If you've ever worked on large-scale organizational transformation (i.e., layoffs), you'll recognize this. 'Span of control' is the most straightforward way to systematically lean out an org chart. It's repeated over-and-over by legal and HR that your task is to eliminate roles not specific people. And it's pretty easy to look for managers of people that ... just don't manage that many people.
It's also a surprisingly effective exercise for consolidating redundant orgs. If you nix a managerial position, you'll map that manager's branch onto some other manager.
We already have. Chrysler laid off 3600 people in Canada due to tariffs, and 900 people in the US that worked at plants supplying the Canadian factory.
I would love to know how the start button search has been so terrible and almost useless for more than a decade. Not to mention searching in a folder doesn't work half the time either. So many basic things are broken it blows my mind. And now we nueter the ui for no reason too with windows 11
Windows has always been terrible. At this point, I honestly think the anomalously good Windows 2000 was an accident rather than anything deliberate.

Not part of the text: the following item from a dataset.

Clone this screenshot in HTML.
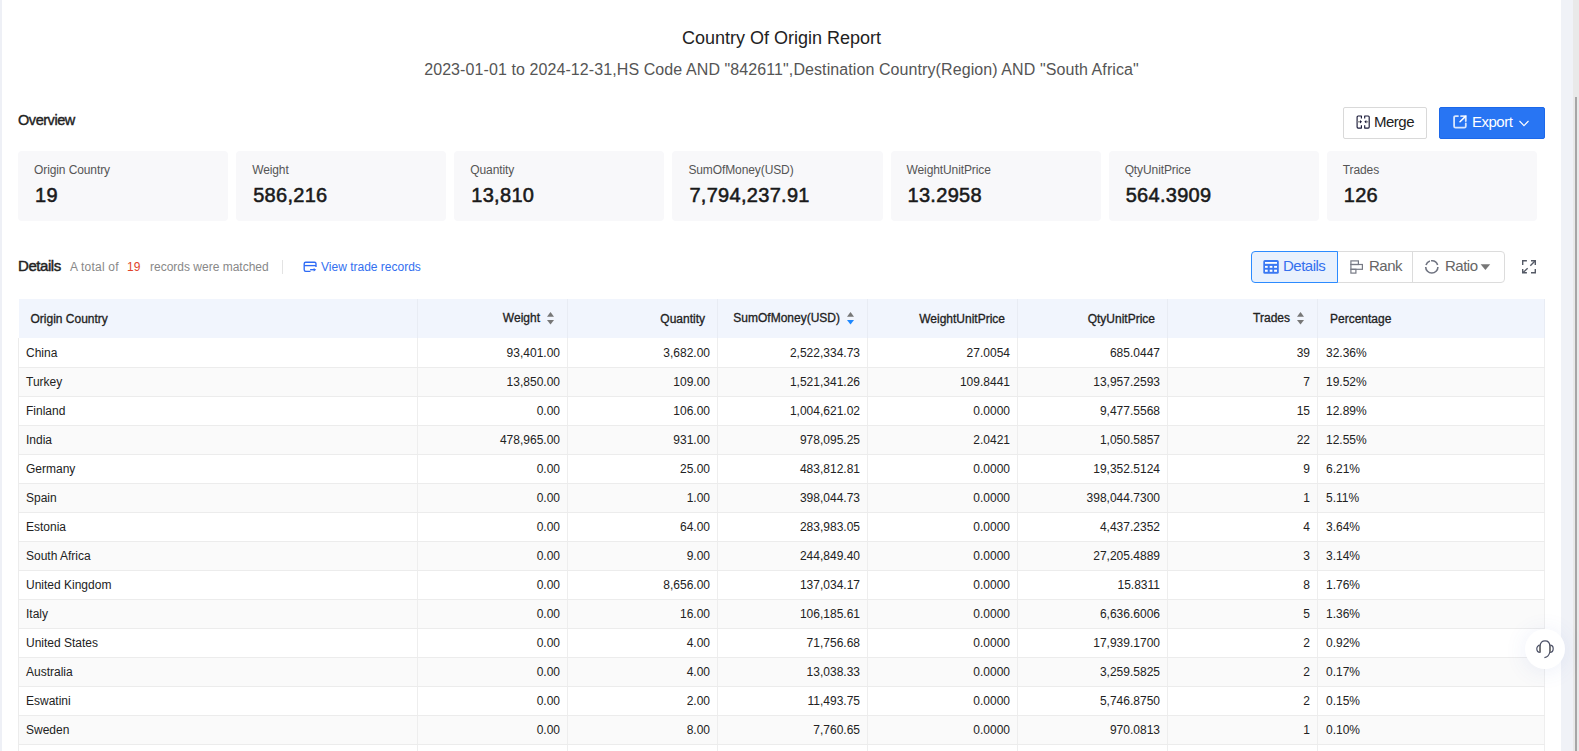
<!DOCTYPE html>
<html><head><meta charset="utf-8">
<style>
*{box-sizing:border-box;margin:0;padding:0}
html,body{width:1579px;height:751px;overflow:hidden;background:#fff;font-family:"Liberation Sans",sans-serif;color:#222}
.a{position:absolute}
.lstrip{position:absolute;left:0;top:0;width:2px;height:751px;background:#eef0f6}
.rstrip{position:absolute;left:1561px;top:0;width:12px;height:751px;background:#f0f2f7}
.track{position:absolute;left:1573px;top:0;width:6px;height:751px;background:#e9e9e9}
.thumb{position:absolute;left:1575px;top:97px;width:2px;height:654px;background:#a6a6a6}
.title{position:absolute;left:0;width:1563px;top:27px;text-align:center;font-size:18px;line-height:22px;color:#222}
.sub{position:absolute;left:0;width:1563px;top:60px;text-align:center;font-size:16px;letter-spacing:.09px;line-height:20px;color:#555}
.ov{position:absolute;left:18px;top:110.5px;font-size:14.5px;line-height:18px;letter-spacing:-0.45px;color:#222;-webkit-text-stroke:.4px #222}
.btn{position:absolute;top:107px;height:32px;border-radius:2px;font-size:15px;line-height:30px;letter-spacing:-0.5px}
.merge{left:1343px;width:84px;border:1px solid #d9d9d9;background:#fff;color:#222}
.export{left:1439px;width:106px;background:#2875f3;border:1px solid #1c68ea;color:#fff}
.cards{position:absolute;left:18px;top:151px;width:1535px;height:70px}
.card{float:left;width:210.14px;height:70px;margin-right:8px;background:#f8f8fa;border-radius:4px;padding:12px 0 0 16px}
.cl{font-size:12px;line-height:14px;color:#555;height:14px;letter-spacing:-.1px}
.cv{font-size:20px;line-height:20px;margin-top:8px;padding-left:1px;letter-spacing:.3px;color:#1a1a1a;-webkit-text-stroke:.55px #1a1a1a}
.det{position:absolute;left:18px;top:257px;font-size:15px;line-height:18px;letter-spacing:-0.45px;color:#222;-webkit-text-stroke:.45px #222}
.tot{position:absolute;top:260px;font-size:12px;line-height:14px;color:#888}
.red{color:#e0442b}
.sep{position:absolute;left:282px;top:260px;width:1px;height:14px;background:#e3e3e3}
.vtr{position:absolute;left:321px;top:260px;font-size:12px;line-height:14px;color:#3370f0}
.seg{position:absolute;top:251px;height:32px;border:1px solid #dcdcdc;font-size:15px;line-height:28px;letter-spacing:-0.5px;color:#666}
.table{position:absolute;left:18px;top:299px;width:1526px;border-collapse:collapse;table-layout:fixed}
.table th{height:39px;background:#f1f5fd;font-size:12px;font-weight:normal;color:#222;-webkit-text-stroke:.3px #222;border-right:1px solid #e8ecf4;padding:1px 12px 0 12px;white-space:nowrap}
.table th.s{padding-right:13px;padding-top:0;padding-bottom:1px}
.table td{height:29px;font-size:12px;color:#222;border-right:1px solid #eeeeee;border-bottom:1px solid #ececec;padding:1px 7px 0 8px;white-space:nowrap}
.table td.c0{border-left:1px solid #ececec;padding-left:7px}
.table th.r,.table td.r{text-align:right}
.table th.l,.table td.l,.table th.c0,.table td.c0{text-align:left}
tr.even td{background:#fafafa}
tr.odd td{background:#fff}
.sort{display:inline-block;margin-left:7px;vertical-align:-3.8px}
.cs{position:absolute;left:1525px;top:629px;width:40px;height:40px;border-radius:50%;background:#fff;box-shadow:0 2px 22px rgba(70,100,200,0.10)}
</style></head><body>
<div class="lstrip"></div>
<div class="rstrip"></div>
<div class="track"></div>
<div class="thumb"></div>

<div class="title">Country Of Origin Report</div>
<div class="sub">2023-01-01 to 2024-12-31,HS Code AND "842611",Destination Country(Region) AND "South Africa"</div>

<div class="ov">Overview</div>
<div class="btn merge"><span class="a" style="left:30px;top:-1.5px">Merge</span></div>
<svg class="a" style="left:1355px;top:114px" width="16" height="16" viewBox="0 0 16 16" fill="none" stroke="#1a1a38" stroke-width="1.15" stroke-linejoin="round"><path d="M6.4 4.6V2H3.1Q2.1 2 2.1 3V13.1Q2.1 14.1 3.1 14.1H6.4V11.2"/><path d="M9.7 4.6V2H13.2Q14.2 2 14.2 3V13.1Q14.2 14.1 13.2 14.1H9.7V11.2"/><path d="M2.6 7.8H5.2M13.7 7.8H11.1" stroke="#999" stroke-width="1.5"/><path d="M5 6.1L7 7.8L5 9.5Z M11.3 6.1L9.3 7.8L11.3 9.5Z" fill="#1a1a38" stroke="none"/></svg>
<div class="btn export"><span class="a" style="left:32px;top:-1px">Export</span></div>
<svg class="a" style="left:1451px;top:113px" width="17" height="17" viewBox="0 0 17 17" fill="none" stroke-width="1.8" stroke-linecap="round"><path d="M7 3.1H4.6Q3.1 3.1 3.1 4.6V13.2Q3.1 14.7 4.6 14.7H13.3Q14.8 14.7 14.8 13.2V10.4" stroke="rgba(255,255,255,.82)"/><path d="M10 3.1H14.8V8" stroke="rgba(255,255,255,.82)"/><path d="M9 8.8L14.5 3.4" stroke="#fff" stroke-width="1.5"/></svg>
<svg class="a" style="left:1518px;top:119px" width="12" height="9" viewBox="0 0 12 9" fill="none" stroke="#fff" stroke-width="1.1"><path d="M1.5 2L6 6.6L10.5 2"/></svg>

<div class="cards">
<div class="card"><div class="cl">Origin Country</div><div class="cv">19</div></div>
<div class="card"><div class="cl">Weight</div><div class="cv">586,216</div></div>
<div class="card"><div class="cl">Quantity</div><div class="cv">13,810</div></div>
<div class="card"><div class="cl">SumOfMoney(USD)</div><div class="cv">7,794,237.91</div></div>
<div class="card"><div class="cl">WeightUnitPrice</div><div class="cv">13.2958</div></div>
<div class="card"><div class="cl">QtyUnitPrice</div><div class="cv">564.3909</div></div>
<div class="card"><div class="cl">Trades</div><div class="cv">126</div></div>
</div>

<div class="det">Details</div>
<div class="tot" style="left:70px;letter-spacing:.2px">A total of</div>
<div class="tot red" style="left:127px">19</div>
<div class="tot" style="left:150px">records were matched</div>
<div class="sep"></div>
<svg class="a" style="left:302px;top:260px" width="16" height="16" viewBox="0 0 16 16" fill="none" stroke="#2f6bf5" stroke-width="1.35"><path d="M8.5 11.3H3.7Q2.2 11.3 2.2 9.8V3.7Q2.2 2.2 3.7 2.2H12.5Q14 2.2 14 3.7V6.9"/><path d="M2.2 5.6H14"/><path d="M8.1 9.7H12"/><path d="M11.7 7.9L14.2 9.7L11.7 11.5Z" fill="#2f6bf5" stroke="none"/></svg>
<div class="vtr">View trade records</div>

<div class="seg" style="left:1251px;width:87px;border-color:#2c8bff;background:#e9f1fd;color:#3470ee;border-radius:4px 0 0 4px;z-index:2"><span class="a" style="left:31px;top:0">Details</span></div>
<svg class="a" style="left:1262px;top:259px;z-index:3" width="18" height="18" viewBox="0 0 18 18"><rect x="1.3" y="1.1" width="15.5" height="13.7" rx="1.6" fill="#3a78f2"/><rect x="3" y="3" width="12" height="1.8" fill="#fff"/><rect x="3" y="6.9" width="2.7" height="1.9" fill="#fff"/><rect x="3" y="10.7" width="2.7" height="2.1" fill="#fff"/><rect x="7.7" y="6.9" width="2.7" height="1.9" fill="#fff"/><rect x="7.7" y="10.7" width="2.7" height="2.1" fill="#fff"/><rect x="12.1" y="6.9" width="2.9" height="1.9" fill="#fff"/><rect x="12.1" y="10.7" width="2.9" height="2.1" fill="#fff"/></svg>
<div class="seg" style="left:1337px;width:76px;border-left:none"><span class="a" style="left:32px;top:0">Rank</span></div>
<svg class="a" style="left:1349px;top:259px" width="16" height="16" viewBox="0 0 16 16" fill="none" stroke="#777a85" stroke-width="1.2"><rect x="1.9" y="1.9" width="7.5" height="3.6"/><rect x="1.9" y="5.5" width="11.5" height="4.8"/><rect x="1.9" y="10.3" width="5" height="3.8"/></svg>
<div class="seg" style="left:1412px;width:93px;border-radius:0 4px 4px 0"><span class="a" style="left:32px;top:0">Ratio</span></div>
<svg class="a" style="left:1424px;top:259px" width="16" height="16" viewBox="0 0 16 16" fill="none" stroke="#6f7380" stroke-width="1.6"><path d="M5.91 2.0A6.1 6.1 0 0 0 2.0 5.91"/><path d="M13.61 5.96A6.1 6.1 0 0 0 7.06 1.75"/><path d="M13.9 7.91A6.1 6.1 0 0 1 1.7 7.91"/></svg>
<svg class="a" style="left:1480px;top:264px" width="11" height="7" viewBox="0 0 11 7"><path d="M0.6 0.3H10.2L5.4 5.9Z" fill="#777"/></svg>
<svg class="a" style="left:1520px;top:258px" width="18" height="18" viewBox="0 0 18 18" fill="none" stroke="#555a66" stroke-width="1.4"><path d="M2.7 6.9V2.8H6.9"/><path d="M11 2.8H15.3V6.9"/><path d="M15 3.1L10.3 7.8"/><path d="M2.7 11V14.8H6.9"/><path d="M3 14.5L7.7 10.3"/><path d="M11 14.8H15.3V11"/></svg>

<table class="table">
<colgroup><col style="width:399px"><col style="width:150px"><col style="width:150px"><col style="width:150px"><col style="width:150px"><col style="width:150px"><col style="width:150px"><col style="width:227px"></colgroup>
<tr class="hd"><th class="c0">Origin Country</th><th class="r s">Weight<svg class="sort" width="7" height="13" viewBox="0 0 7 13"><path d="M0 4.7L3.5 0L7 4.7Z" fill="#777"/><path d="M0 7.9H7L3.5 12.6Z" fill="#777"/></svg></th><th class="r">Quantity</th><th class="r s">SumOfMoney(USD)<svg class="sort" width="7" height="13" viewBox="0 0 7 13"><path d="M0 4.7L3.5 0L7 4.7Z" fill="#777"/><path d="M0 7.9H7L3.5 12.6Z" fill="#1e88ff"/></svg></th><th class="r">WeightUnitPrice</th><th class="r">QtyUnitPrice</th><th class="r s">Trades<svg class="sort" width="7" height="13" viewBox="0 0 7 13"><path d="M0 4.7L3.5 0L7 4.7Z" fill="#777"/><path d="M0 7.9H7L3.5 12.6Z" fill="#777"/></svg></th><th class="l">Percentage</th></tr>
<tr class="odd"><td class="c0">China</td><td class="r">93,401.00</td><td class="r">3,682.00</td><td class="r">2,522,334.73</td><td class="r">27.0054</td><td class="r">685.0447</td><td class="r">39</td><td class="l">32.36%</td></tr>
<tr class="even"><td class="c0">Turkey</td><td class="r">13,850.00</td><td class="r">109.00</td><td class="r">1,521,341.26</td><td class="r">109.8441</td><td class="r">13,957.2593</td><td class="r">7</td><td class="l">19.52%</td></tr>
<tr class="odd"><td class="c0">Finland</td><td class="r">0.00</td><td class="r">106.00</td><td class="r">1,004,621.02</td><td class="r">0.0000</td><td class="r">9,477.5568</td><td class="r">15</td><td class="l">12.89%</td></tr>
<tr class="even"><td class="c0">India</td><td class="r">478,965.00</td><td class="r">931.00</td><td class="r">978,095.25</td><td class="r">2.0421</td><td class="r">1,050.5857</td><td class="r">22</td><td class="l">12.55%</td></tr>
<tr class="odd"><td class="c0">Germany</td><td class="r">0.00</td><td class="r">25.00</td><td class="r">483,812.81</td><td class="r">0.0000</td><td class="r">19,352.5124</td><td class="r">9</td><td class="l">6.21%</td></tr>
<tr class="even"><td class="c0">Spain</td><td class="r">0.00</td><td class="r">1.00</td><td class="r">398,044.73</td><td class="r">0.0000</td><td class="r">398,044.7300</td><td class="r">1</td><td class="l">5.11%</td></tr>
<tr class="odd"><td class="c0">Estonia</td><td class="r">0.00</td><td class="r">64.00</td><td class="r">283,983.05</td><td class="r">0.0000</td><td class="r">4,437.2352</td><td class="r">4</td><td class="l">3.64%</td></tr>
<tr class="even"><td class="c0">South Africa</td><td class="r">0.00</td><td class="r">9.00</td><td class="r">244,849.40</td><td class="r">0.0000</td><td class="r">27,205.4889</td><td class="r">3</td><td class="l">3.14%</td></tr>
<tr class="odd"><td class="c0">United Kingdom</td><td class="r">0.00</td><td class="r">8,656.00</td><td class="r">137,034.17</td><td class="r">0.0000</td><td class="r">15.8311</td><td class="r">8</td><td class="l">1.76%</td></tr>
<tr class="even"><td class="c0">Italy</td><td class="r">0.00</td><td class="r">16.00</td><td class="r">106,185.61</td><td class="r">0.0000</td><td class="r">6,636.6006</td><td class="r">5</td><td class="l">1.36%</td></tr>
<tr class="odd"><td class="c0">United States</td><td class="r">0.00</td><td class="r">4.00</td><td class="r">71,756.68</td><td class="r">0.0000</td><td class="r">17,939.1700</td><td class="r">2</td><td class="l">0.92%</td></tr>
<tr class="even"><td class="c0">Australia</td><td class="r">0.00</td><td class="r">4.00</td><td class="r">13,038.33</td><td class="r">0.0000</td><td class="r">3,259.5825</td><td class="r">2</td><td class="l">0.17%</td></tr>
<tr class="odd"><td class="c0">Eswatini</td><td class="r">0.00</td><td class="r">2.00</td><td class="r">11,493.75</td><td class="r">0.0000</td><td class="r">5,746.8750</td><td class="r">2</td><td class="l">0.15%</td></tr>
<tr class="even"><td class="c0">Sweden</td><td class="r">0.00</td><td class="r">8.00</td><td class="r">7,760.65</td><td class="r">0.0000</td><td class="r">970.0813</td><td class="r">1</td><td class="l">0.10%</td></tr>
<tr class="odd"><td class="c0"></td><td class="r"></td><td class="r"></td><td class="r"></td><td class="r"></td><td class="r"></td><td class="r"></td><td class="l"></td></tr>
</table>

<div class="cs"></div>
<svg class="a" style="left:1533px;top:637px" width="24" height="24" viewBox="0 0 24 24" fill="none" stroke="#4a4f66" stroke-width="1.2"><path d="M7.2 15.4V9C7.2 5.5 9.2 3.8 12 3.8C14.8 3.8 16.8 5.5 16.8 9V15.4"/><path d="M7.2 8.2C5 8.2 3.8 10 3.8 11.8C3.8 13.6 5 15.4 7.2 15.4"/><path d="M16.8 8.2C19 8.2 20.2 10 20.2 11.8C20.2 13.6 19 15.4 16.8 15.4"/><path d="M16.8 15C16.2 18.5 14.2 20.3 11.4 20.6"/><path d="M6.9 8.4V15.2M17.1 8.4V15.2" stroke="#777" stroke-width="1.6"/></svg>
</body></html>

In fact I'd go further and say everything Microsoft touches turns to slop. Windows CE was garbage. 9x was garbage (as was everything that preceded it). Even Microsoft BASIC was garbage.
I suspect the only reason people hold Windows 7 in such high regard is a combination of:
- them being too young to have used Windows 2000. 7 might be terrible but it's the least worst Windows OS in over a 20-year time span. So younger professionals today wouldn't have had the luxury of using Windows 2000
- Stockholm syndrome, where they're forced into using Windows for work so don't know any better.
The problem we have today is that there isn't anything particularly good around either. macOS is slop. Linux is probably the least worst of current desktop operating systems but Linux is still terrible for a plethora of reasons and a whole lot of use cases. It's no wonder the general populous find smartphone/tablet OSs more convenient than laptops for casual stuff. I think I would too if my options were Windows or Android/iOS.
I've seen multiple overlapping cycles of sentiment towards Windows from within geek culture. Often contradictory and frequently shifting wildly in hindsight. To say it's "more like slop" would imply there was a generally acknowledged period where it wasn't slop and I struggle to think of a period where that kind of consensus existed.
So - when did you have in mind when you wrote that?
Not OP, but I personally think the original Win10, despite Cortana, was good, thanks mostly to powerToys and later wsl2, but since the Skype/teams kerfuffle happened around the same time, it's hard for me to think they weren't mostly slop at the time.